Потрясённый Ханкиш глядел на Гёргея. Вот она, разгадка вчерашней игры со смертью! Страшное признание сделано Гёргеем не в состоянии возбуждения. Как не похож этот человек с погасшим взором на вчерашнего полководца, воодушевлявшего солдат на отважные подвиги!..
— Это что же, вчерашнее сражение навело тебя на столь мрачные мысли? — произнёс он раздумчиво.
— Да, Ференц! Нам не справиться с царскими ещё совсем свежими войсками. Это Кошуту мы обязаны их появлением. Я не сомневался, что именно так ответит царь на поспешный акт — провозглашение независимости Венгрии. Безудержное стремление Кошута к государственной самостоятельности завело нас в тупик. Пойми, остался только один шанс избежать позорной гибели Венгрии. Шанс этот в том, чтобы наша армия встретилась непосредственно с главными силами русских, и тогда можно будет вступить с ними в переговоры. Мы предложили бы им тогда создать автономную Венгрию во главе с русским королём… Конечно, Кошут против этого, и я сделал непростительную ошибку, не потребовав открыто его отставки в тот день, когда он пытался украсить мою грудь фельдмаршальскими знаками. Тогда почти вся моя армия была расположена вокруг Буды и Пешта, и Кошут не решился бы мне противиться…
— Артур! Опомнись, как ты говоришь о Кошуте! — гневно вскричал Ханкиш. — Его любит вся страна, верит ему, а он… беспредельно верит в тебя. — Сдержав волнение, Ханкиш добавил: — Только ты и Кошут вдвоём можете спасти Венгрию!.. Умоляю тебя, поезжай в Пешт и чистосердечно объяснись с ним.
— В Пешт я не поеду, мне там делать нечего, да в правительство должно спешно перебраться в более безопасное место.
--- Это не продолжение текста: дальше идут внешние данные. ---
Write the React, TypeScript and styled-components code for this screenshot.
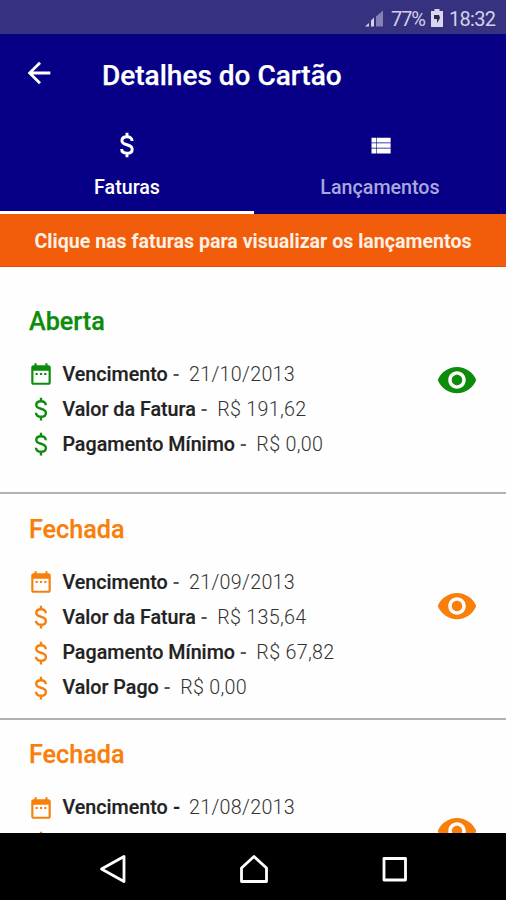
import React from 'react';
import styled, { createGlobalStyle } from 'styled-components';

const GlobalStyle = createGlobalStyle`
  * { box-sizing: border-box; }
  body { margin: 0; font-family: Roboto, "Liberation Sans", sans-serif; }
`;

const Screen = styled.div`
  width: 506px;
  height: 900px;
  display: flex;
  flex-direction: column;
  overflow: hidden;
  background: #fefefe;
`;

const StatusBar = styled.div`
  height: 34px;
  flex: none;
  display: flex;
  align-items: center;
  justify-content: flex-end;
  padding: 3px 11px 0 0;
  background: #36327f;
  color: #d3d1ea;
  font-size: 20px;
  line-height: 24px;
`;

const StatusText = styled.span<{ $width: number; $spacing: number }>`
  width: ${p => p.$width}px;
  white-space: nowrap;
  letter-spacing: ${p => p.$spacing}px;
`;

const SignalIcon = styled.svg`
  width: 24px;
  height: 20px;
  margin-right: 6px;
`;

const BatteryIcon = styled.svg`
  width: 12px;
  height: 18px;
  margin: 0 6px 2px 0;
`;

const Header = styled.header`
  height: 180px;
  flex: none;
  display: flex;
  flex-direction: column;
  background: #070087;
  color: #fff;
`;

const TitleBar = styled.div`
  height: 80px;
  display: flex;
  align-items: center;
  padding: 0 0 2px 22px;
`;

const Title = styled.h1`
  margin: 5px 0 0 46px;
  font-size: 28px;
  line-height: 32px;
  font-weight: 500;
  white-space: nowrap;
  -webkit-text-stroke: 0.25px currentColor;
`;

const Tabs = styled.div`
  flex: 1;
  display: grid;
  grid-template-columns: 254px 252px;
`;

const Tab = styled.div<{ $active?: boolean }>`
  display: flex;
  flex-direction: column;
  align-items: center;
  padding-top: 15px;
  border-bottom: 3px solid ${p => (p.$active ? '#fff' : 'transparent')};
`;

const TabIconSlot = styled.span`
  height: 32px;
  display: flex;
  align-items: center;
`;

const TabLabel = styled.span<{ $active?: boolean }>`
  margin-top: 15px;
  font-size: 19.7px;
  line-height: 24px;
  font-weight: 500;
  color: ${p => (p.$active ? '#fff' : '#aaa7dc')};
`;

const Banner = styled.div`
  height: 53px;
  flex: none;
  display: flex;
  align-items: center;
  justify-content: center;
  padding-top: 2px;
  border-bottom: 1px solid #e84a0c;
  background: #f15d0a;
  color: #fff0e4;
  font-size: 19.6px;
  font-weight: 700;
  white-space: nowrap;
`;

const List = styled.main`
  flex: 1;
  min-height: 0;
  overflow: hidden;
`;

const Invoice = styled.section<{ $tone: string }>`
  height: 225.6px;
  display: flex;
  align-items: center;
  justify-content: space-between;
  padding: 0 28.5px 0 29px;
  border-bottom: 2px solid #b2b2b2;
  color: ${p => p.$tone};
  &:first-child { height: 227px; }
`;

const Details = styled.div<{ $height: number; $top: number }>`
  height: ${p => p.$height}px;
  padding-top: ${p => p.$top}px;
`;

const InvoiceTitle = styled.h2`
  margin: 0 0 20px;
  font-size: 25.2px;
  line-height: 30px;
  font-weight: 500;
  -webkit-text-stroke: 0.25px currentColor;
`;

const Row = styled.div`
  height: 35.2px;
  display: flex;
  align-items: center;
  font-size: 19.7px;
  white-space: nowrap;
`;

const IconSlot = styled.span`
  width: 25px;
  margin: 0 9px 0 -0.6px;
  display: flex;
  justify-content: center;
`;

const Label = styled.span`
  color: #222;
  font-weight: 500;
  -webkit-text-stroke: 0.2px currentColor;
`;

const Dash = styled.span<{ $strong?: boolean }>`
  width: 21.4px;
  padding-left: 5px;
  color: ${p => (p.$strong ? '#222' : '#555')};
  font-weight: ${p => (p.$strong ? 700 : 500)};
`;

const Value = styled.span`
  color: #333;
  font-weight: 300;
  letter-spacing: 0.3px;
`;

const Glyph = styled.svg<{ $size: number }>`
  width: ${p => p.$size}px;
  height: ${p => p.$size}px;
  flex: none;
  fill: currentColor;
`;

const MoneyGlyph = styled(Glyph)<{ $weight: number }>`
  fill: none;
  stroke: currentColor;
  stroke-width: ${p => p.$weight};
`;

const NavBar = styled.nav`
  height: 67px;
  flex: none;
  display: grid;
  grid-template-columns: repeat(3, 141px);
  justify-content: center;
  justify-items: center;
  padding: 20px 0 0 1px;
  background: #000;
`;

const NavIcon = styled.svg`
  width: 32px;
  height: 32px;
  fill: none;
  stroke: #fff;
  stroke-width: 2.8;
  stroke-linejoin: round;
`;

const CALENDAR =
  'M9 11H7v2h2v-2zm4 0h-2v2h2v-2zm4 0h-2v2h2v-2zm2-7h-1V2h-2v2H8V2H6v2H5c-1.11 0-1.99.9-1.99 2L3 20c0 1.1.89 2 2 2h14c1.1 0 2-.9 2-2V6c0-1.1-.9-2-2-2zm0 16H5V9h14v11z';
const EYE =
  'M12 4.5C7 4.5 2.73 7.61 1 12c1.73 4.39 6 7.5 11 7.5s9.27-3.11 11-7.5c-1.73-4.39-6-7.5-11-7.5zM12 17c-2.76 0-5-2.24-5-5s2.24-5 5-5 5 2.24 5 5-2.24 5-5 5zm0-8c-1.66 0-3 1.34-3 3s1.34 3 3 3 3-1.34 3-3-1.34-3-3-3z';
const BACK = 'M20 11H7.83l5.59-5.59L12 4l-8 8 8 8 1.41-1.41L7.83 13H20v-2z';
const LIST =
  'M4 13.900h4.300v-3.800H4zM4 19h4.300v-4.400H4zM4 9.400h4.300V5H4zM8.800 13.900H21v-3.800H8.800zM8.800 19H21v-4.400H8.800zM8.800 5v4.400H21V5z';

const Icon = ({ path, size }: { path: string; size: number }) => (
  <Glyph $size={size} viewBox="0 0 24 24">
    <path d={path} />
  </Glyph>
);

const Money = ({ size, weight }: { size: number; weight: number }) => (
  <MoneyGlyph $size={size} $weight={weight} viewBox="0 0 24 24">
    <path d="M15.800 9C15.800 6.900 14.300 5.800 12 5.800S8.200 7 8.200 8.800C8.200 12.800 15.900 10.800 15.900 15.100C15.900 17.100 14.300 18.200 12 18.200S8 17.100 8 15M12 2.900v3M12 18v3.100" />
  </MoneyGlyph>
);

const GREEN = '#0b8c0b';
const ORANGE = '#f77f0a';

type InvoiceData = {
  status: string;
  tone: string;
  height: number;
  top: number;
  strongDash?: boolean;
  rows: { label?: string; value?: string }[];
};

const invoices: InvoiceData[] = [
  {
    status: 'Aberta',
    tone: GREEN,
    height: 162,
    top: 8,
    rows: [
      { label: 'Vencimento', value: '21/10/2013' },
      { label: 'Valor da Fatura', value: 'R$ 191,62' },
      { label: 'Pagamento Mínimo', value: 'R$ 0,00' },
    ],
  },
  {
    status: 'Fechada',
    tone: ORANGE,
    height: 197,
    top: 7.3,
    rows: [
      { label: 'Vencimento', value: '21/09/2013' },
      { label: 'Valor da Fatura', value: 'R$ 135,64' },
      { label: 'Pagamento Mínimo', value: 'R$ 67,82' },
      { label: 'Valor Pago', value: 'R$ 0,00' },
    ],
  },
  {
    status: 'Fechada',
    tone: ORANGE,
    height: 197,
    top: 7.5,
    strongDash: true,
    rows: [{ label: 'Vencimento', value: '21/08/2013' }, {}],
  },
];

export default function App() {
  return (
    <>
      <GlobalStyle />
      <Screen>
        <StatusBar>
          <SignalIcon viewBox="0 0 24 20">
            <path d="M4 17.500l4-3.500v3.500zM10 17.500v-6l3-3v9z" fill="#d3d1ea" />
            <path d="M15 17.500v-10l7-6v16z" fill="#8580b5" />
          </SignalIcon>
          <StatusText $width={40} $spacing={-1.1}>77%</StatusText>
          <BatteryIcon viewBox="0 0 12 18">
            <path d="M3.500 0h5v2H12v16H0V2h3.500z" fill="#d9d7ef" />
            <path d="M3 6h5l1 3-3 5v-4H3z" fill="#29264f" />
          </BatteryIcon>
          <StatusText $width={46} $spacing={-0.7}>18:32</StatusText>
        </StatusBar>
        <Header>
          <TitleBar>
            <Icon path={BACK} size={34} />
            <Title>Detalhes do Cartão</Title>
          </TitleBar>
          <Tabs>
            <Tab $active>
              <TabIconSlot>
                <Money size={32} weight={2.2} />
              </TabIconSlot>
              <TabLabel $active>Faturas</TabLabel>
            </Tab>
            <Tab>
              <TabIconSlot>
                <Icon path={LIST} size={27} />
              </TabIconSlot>
              <TabLabel>Lançamentos</TabLabel>
            </Tab>
          </Tabs>
        </Header>
        <Banner>Clique nas faturas para visualizar os lançamentos</Banner>
        <List>
          {invoices.map((invoice, i) => (
            <Invoice key={i} $tone={invoice.tone}>
              <Details $height={invoice.height} $top={invoice.top}>
                <InvoiceTitle>{invoice.status}</InvoiceTitle>
                {invoice.rows.map(({ label, value }, r) => (
                  <Row key={r}>
                    <IconSlot>
                      {r === 0 ? <Icon path={CALENDAR} size={26} /> : <Money size={30} weight={1.9} />}
                    </IconSlot>
                    {label && (
                      <>
                        <Label>{label}</Label>
                        <Dash $strong={invoice.strongDash}>-</Dash>
                        <Value>{value}</Value>
                      </>
                    )}
                  </Row>
                ))}
              </Details>
              <Icon path={EYE} size={42} />
            </Invoice>
          ))}
        </List>
        <NavBar>
          <NavIcon viewBox="0 0 32 32">
            <path d="M27 3.500v25L4.500 16z" />
          </NavIcon>
          <NavIcon viewBox="0 0 32 32">
            <path d="M16 3.500L28.500 15v13.500h-25V15z" />
          </NavIcon>
          <NavIcon viewBox="0 0 32 32">
            <rect x="5" y="5.500" width="21.500" height="21.500" />
          </NavIcon>
        </NavBar>
      </Screen>
    </>
  );
}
Оно должно перенести свою резиденцию, фабрику банкнот и всё самое нужное в Комором, где будет под защитой гарнизона. Я не могу обеспечить безопасность столицы больше чем на трое суток. С сего дня я отказываюсь повиноваться посторонним приказам и буду маневрировать своей армией, руководясь исключительно собственными соображениями.
— Вот до чего дошло дело! В таком случае, прошу вас, генерал, — Ханкиш перешёл на официальный тон, — принять моё заявление об отказе оставаться в Верхнедунайской армии и откомандировать меня в распоряжение правительства.
— Мне жаль отпускать вас, майор Ханкиш, но при создавшихся обстоятельствах я не считаю себя вправе вас удерживать. Что ж, отправляйтесь к Кошуту! Вы пришли ко мне добровольно, можете так же добровольно уйти…
Ханкиш удалился.
«Решено, — думал Гёргей, — австрийцам я не сдамся, а с русскими надо договориться во что бы то ни стало. Я отомстил австриякам на поле боя, теперь я нанесу им удар дипломатическим путём… Они не хотели дать Венгрии автономию под эгидой австрийского короля, так пусть же она станет автономной под эгидой царя России».
Ханкиш скрыл от товарищей причины своего неожиданного разрыва с Гёргеем. Умолчал он и об озлоблении, с каким Гёргей говорил о президенте. «Гёргей наговорил многое в раздражении и запальчивости, — думал Ференц. — Он никогда не решится привести в исполнение свои замыслы против Кошута».
С горьким чувством тронулся Ханкиш в путь. Дорога шла по нескошенному полю пшеницы. Сумеречный пейзаж усугублял его грустные думы. «Кто знает. — проносилось в голове Ференца, — суждено ли пахарям и сеятелям, своим потом полившим нашу благодатную землю, суждено ли им собрать с неё урожай».
Солнце опустилось низко, когда всадник въехал в дубовую рощу. Затихающая перекличка птиц, мерцание звёзд на потемневшем небе располагали к лирическим размышлениям.
Думать о Гёргее, о его намерениях, конфликте с ним не хотелось… Он отбросил рукой низко склонившуюся дубовую ветвь, тяжёлый жёлудь со стуком упал на землю. Это был последний звук, услышанный Ференцем. Всё снова погрузилось в тишину. Кругом никого. На память пришли стихи. «Как это говорится у Кишфалуди? Забыл… Нет, помню, помню…»
Ласточки нас покидают,И убор дерев исчез.Песни звонкие смолкают.Опечален старый лес.В голом поле ветра стоны,Шелестенье блёклых трав,Громко каркают вороныПосреди пустых дубрав.О, какое время года —Умирает вся природа…[74]
… Генерал Клапка, заменивший больного Гёргея объехал полки, выступил перед солдатами, сообщил им, что главнокомандующий ранен не опасно, через два дня снова примет командование и сам поведёт войска. Вчерашнее поражение никого не должно смущать.